LEZIONI DI FELICITA'

Mariarosa Mancuso

    Andrebbe somministrato con la forza a un sacco di gente. A chi si lamenta che troppo pochi, poi schifa “Il Codice da Vinci”. A chi lamenta che i film degli Oscar erano cupi e senza speranza (e “Juno”, allora?), ma mai andrebbe a vedere qualcosa con la parola “Felicità” nel titolo. A chi per anni ha spernacchiato le canzoni dove cuore rimava con amore, per ritrovare sul palco di Sanremo due che gorgheggiavano “perdutamente tua” e “perdutamente mia” (l'avverbio nobilita, l'abbiamo sempre sospettato).
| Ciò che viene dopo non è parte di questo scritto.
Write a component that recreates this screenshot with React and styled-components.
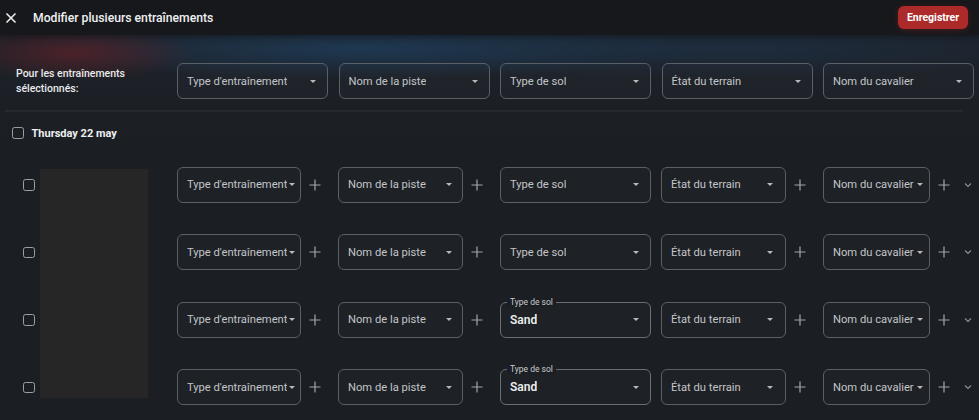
import React from "react";
import styled, { createGlobalStyle } from "styled-components";

const Global = createGlobalStyle`
  html, body { margin: 0; padding: 0; background: #1b1e22; }
  body { font-family: Roboto, "Noto Sans", "Liberation Sans", sans-serif; color: #e6e7e9; overflow: hidden; }
  * { box-sizing: border-box; }
`;

const Page = styled.div`
  width: 979px;
  height: 420px;
  display: flex;
  flex-direction: column;
  overflow: hidden;
`;

const Header = styled.header`
  height: 35px;
  flex: 0 0 35px;
  display: flex;
  align-items: center;
  padding: 0 11px 0 5px;
  background: #16181b;
  box-shadow: 0 2px 6px rgba(0, 0, 0, 0.3);
  position: relative;
  z-index: 2;
`;

const CloseBtn = styled.button`
  width: 12px;
  height: 12px;
  padding: 0;
  margin: 0 16px 0 0;
  border: none;
  background: none;
  display: flex;
  color: #f2f2f2;
`;

const Title = styled.h1`
  margin: 0;
  flex: 1;
  font-size: 12.2px;
  font-weight: 500;
  color: #f1f1f2;
`;

const SaveBtn = styled.button`
  height: 23px;
  width: 70px;
  border: none;
  border-radius: 6px;
  background: #ad2a2b;
  color: #fff;
  font-family: inherit;
  font-size: 10.5px;
  font-weight: 700;
  box-shadow: 0 1px 6px rgba(190, 40, 40, 0.3);
`;

const Content = styled.main`
  flex: 1;
  background:
    radial-gradient(ellipse 120px 28px at 75px 18px, rgba(92, 32, 38, 0.75), transparent 100%),
    radial-gradient(ellipse 340px 30px at 360px 14px, rgba(30, 62, 92, 0.8), transparent 100%),
    radial-gradient(ellipse 360px 30px at 720px 14px, rgba(30, 54, 80, 0.55), transparent 100%),
    linear-gradient(180deg, #1d222a 0px, #1c2026 60px, #1b1e22 140px);
  padding: 28px 5px 0 5px;
`;

const Filters = styled.div`
  display: grid;
  grid-template-columns: 161.5px repeat(5, 151px);
  column-gap: 10.5px;
  align-items: center;
  padding-bottom: 11px;
  border-bottom: 2px solid #262a30;
  width: 958px;
`;

const FilterLabel = styled.div`
  padding-left: 11px;
  font-size: 10.5px;
  line-height: 15px;
  color: #e9eaec;
  font-weight: 500;
  white-space: nowrap;
`;

const SelectBox = styled.div`
  position: relative;
  height: 36px;
  width: ${(p) => p.$w}px;
  flex: 0 0 auto;
  margin-right: ${(p) => p.$mr || 0}px;
  display: flex;
  align-items: center;
  justify-content: space-between;
  padding: 0 ${(p) => p.$pr || 10}px 0 9px;
  border: 1px solid ${(p) => (p.$filled ? "#6a6f76" : "#5b6067")};
  border-radius: 6px;
  background: rgba(255, 255, 255, 0.015);
`;

const SelectText = styled.span`
  white-space: nowrap;
  overflow: hidden;
  font-size: ${(p) => (p.$filled ? 12 : 11.2)}px;
  color: ${(p) => (p.$filled ? "#eceded" : "#c2c5c9")};
  font-weight: ${(p) => (p.$filled ? 600 : 400)};
`;

const Arrow = styled.span`
  flex: 0 0 auto;
  width: 0;
  height: 0;
  border-left: 3.5px solid transparent;
  border-right: 3.5px solid transparent;
  border-top: 3.5px solid #b5b8bc;
`;

const Legend = styled.span`
  position: absolute;
  top: -6px;
  left: 6px;
  padding: 0 3px;
  font-size: 8.5px;
  line-height: 10px;
  color: #c9ccd0;
  background: #1b1e22;
`;

const DateRow = styled.div`
  display: flex;
  align-items: center;
  gap: 8px;
  padding: 8px 0 0 7px;
  height: 34px;
`;

const Check = styled.span`
  width: 11.5px;
  height: 11.5px;
  border: 1.5px solid #9aa0a7;
  border-radius: 2.5px;
  flex: 0 0 auto;
`;

const DateLabel = styled.span`
  font-size: 11px;
  font-weight: 700;
  color: #eeeff0;
`;

const Rows = styled.div`
  display: grid;
  grid-template-columns: 35px 108px 29px auto;
  grid-auto-rows: 67.5px;
  margin-top: 5px;
`;

const RowCheck = styled.div`
  grid-column: 1;
  display: flex;
  align-items: center;
  padding-left: 18px;
`;

const NameBlock = styled.div`
  grid-column: 2;
  grid-row: 1 / span 4;
  margin-top: 18px;
  height: 229px;
  background: #262626;
`;

const Fields = styled.div`
  grid-column: 4;
  display: flex;
  align-items: center;
`;

const PlusBtn = styled.span`
  width: 28px;
  height: 28px;
  margin-right: 9px;
  flex: 0 0 auto;
  display: flex;
  align-items: center;
  justify-content: center;
  color: #a2a6ab;
`;

const Chevron = styled.span`
  display: flex;
  color: #8d9297;
  margin-left: -3px;
`;

const PlusIcon = () => (
  <svg width="12" height="12" viewBox="0 0 12 12">
    <path d="M6 0.5V11.5M0.5 6H11.5" stroke="currentColor" strokeWidth="1.2" />
  </svg>
);

const Select = ({ w, text, filled, legend, mr, pr }) => (
  <SelectBox $w={w} $mr={mr} $pr={pr} $filled={filled}>
    {legend && <Legend>{legend}</Legend>}
    <SelectText $filled={filled}>{text}</SelectText>
    <Arrow />
  </SelectBox>
);

const rows = [
  { sol: null },
  { sol: null },
  { sol: "Sand" },
  { sol: "Sand" },
];

export default function App() {
  return (
    <Page>
      <Global />
      <Header>
        <CloseBtn aria-label="Fermer">
          <svg width="12" height="12" viewBox="0 0 12 12">
            <path d="M1.5 1.5L10.5 10.5M10.5 1.5L1.5 10.5" stroke="currentColor" strokeWidth="1.5" />
          </svg>
        </CloseBtn>
        <Title>Modifier plusieurs entraînements</Title>
        <SaveBtn>Enregistrer</SaveBtn>
      </Header>
      <Content>
        <Filters>
          <FilterLabel>
            Pour les entraînements
            <br />
            sélectionnés:
          </FilterLabel>
          <Select w={151} text="Type d'entraînement" pr={11} />
          <Select w={151} text="Nom de la piste" pr={11} />
          <Select w={151} text="Type de sol" pr={11} />
          <Select w={151} text="État du terrain" pr={11} />
          <Select w={151} text="Nom du cavalier" pr={11} />
        </Filters>
        <DateRow>
          <Check />
          <DateLabel>Thursday 22 may</DateLabel>
        </DateRow>
        <Rows>
          <NameBlock />
          {rows.map((r, i) => (
            <React.Fragment key={i}>
              <RowCheck style={{ gridRow: i + 1 }}>
                <Check />
              </RowCheck>
              <Fields style={{ gridRow: i + 1 }}>
                <Select w={124} text="Type d'entraînement" pr={5} />
                <PlusBtn><PlusIcon /></PlusBtn>
                <Select w={125} text="Nom de la piste" pr={10} />
                <PlusBtn><PlusIcon /></PlusBtn>
                <Select
                  w={151}
                  mr={10}
                  pr={11}
                  text={r.sol || "Type de sol"}
                  filled={!!r.sol}
                  legend={r.sol ? "Type de sol" : null}
                />
                <Select w={125} text="État du terrain" pr={12} />
                <PlusBtn><PlusIcon /></PlusBtn>
                <Select w={107} text="Nom du cavalier" pr={6} />
                <PlusBtn><PlusIcon /></PlusBtn>
                <Chevron>
                  <svg width="8" height="6" viewBox="0 0 8 6">
                    <path d="M1 1.5L4 4.5L7 1.5" fill="none" stroke="currentColor" strokeWidth="1.1" />
                  </svg>
                </Chevron>
              </Fields>
            </React.Fragment>
          ))}
        </Rows>
      </Content>
    </Page>
  );
}
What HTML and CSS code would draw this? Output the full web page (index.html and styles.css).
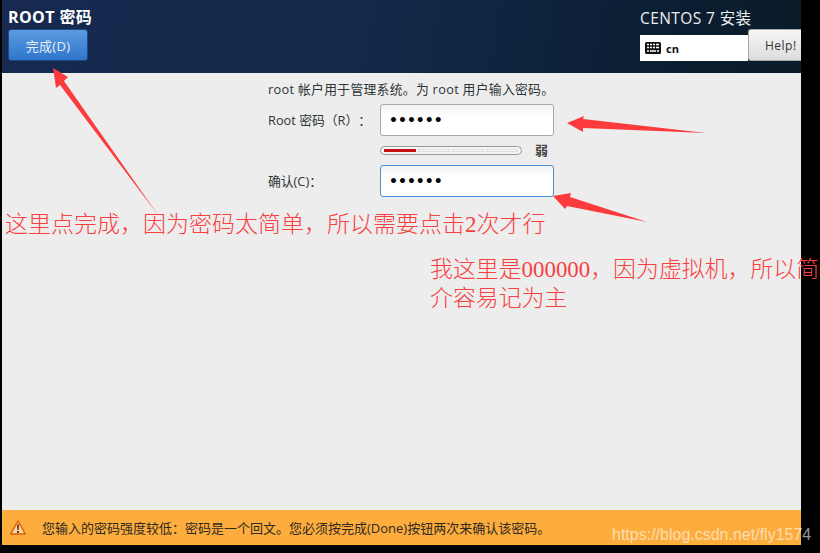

A chi dice “proustiano” per fare bella figura, a chi pensa che i film divertenti siano anche sciocchi, a chi chiude la recensione su Repubblica con una faccetta immusonita, avvertendo che le cose sono più complesse, e Jacques Tati era meglio. Raramente i film sul vizio solitario della scrittura sono sopportabili: ancora ricordiamo Colin Farrell - John Fante in canottiera e bretelle davanti alla macchina da scrivere. Quanto ai lettori, sono vecchi topi di biblioteca, o fanatici come in “Misery con deve morire”. “Lezioni di felicità” evita l'una e l'altra trappola. A Charleroi, Belgio, la protagonista sciampista (categoria dello spirito: fa la commessa in profumeria, nel tempo libero cuce le piume sui costumi del Moulin Rouge) legge in autobus il suo romanzaccio preferito. Ed è tanta la felicità che si libra a mezz'aria, o si mette a cantare in cucina. Dirige Eric-Emmanuel Schmitt, romanziere e autore teatrale francese: il suo libro più conosciuto è “Monsieur Ibrahim e i fiori del Corano”, il più cattivo “Piccoli crimini coniugali”, il più biblico “Il vangelo secondo Pilato”, il più fantastorico “La parte dell'altro”, dove immagina Hitler studente alla scuola d'arte. Durante le riprese, tra altre cose pericolose, l'assicurazione gli aveva proibito di scrivere. Come un fanciullo dispettoso, mise sulla carta la storia di “Odette Toulemonde” (da E/O, come quasi tutti gli altri titoli). La trama è semplice: la lettrice devota incontra il romanziere dei suoi sogni, - uno che secondo i nemici passa più tempo a firmare libri che a scriverli - dopo avergli scritto una lettera d'amore. Lo svolgimento raffinato. “Nome proustiano” dice il romanziere a Odette, che non capisce e ribatte: “Io con quel nome conosco solo barboncini”. Quando le dicono del premio Nobel, vuol sapere le regole per iscriversi al concorso.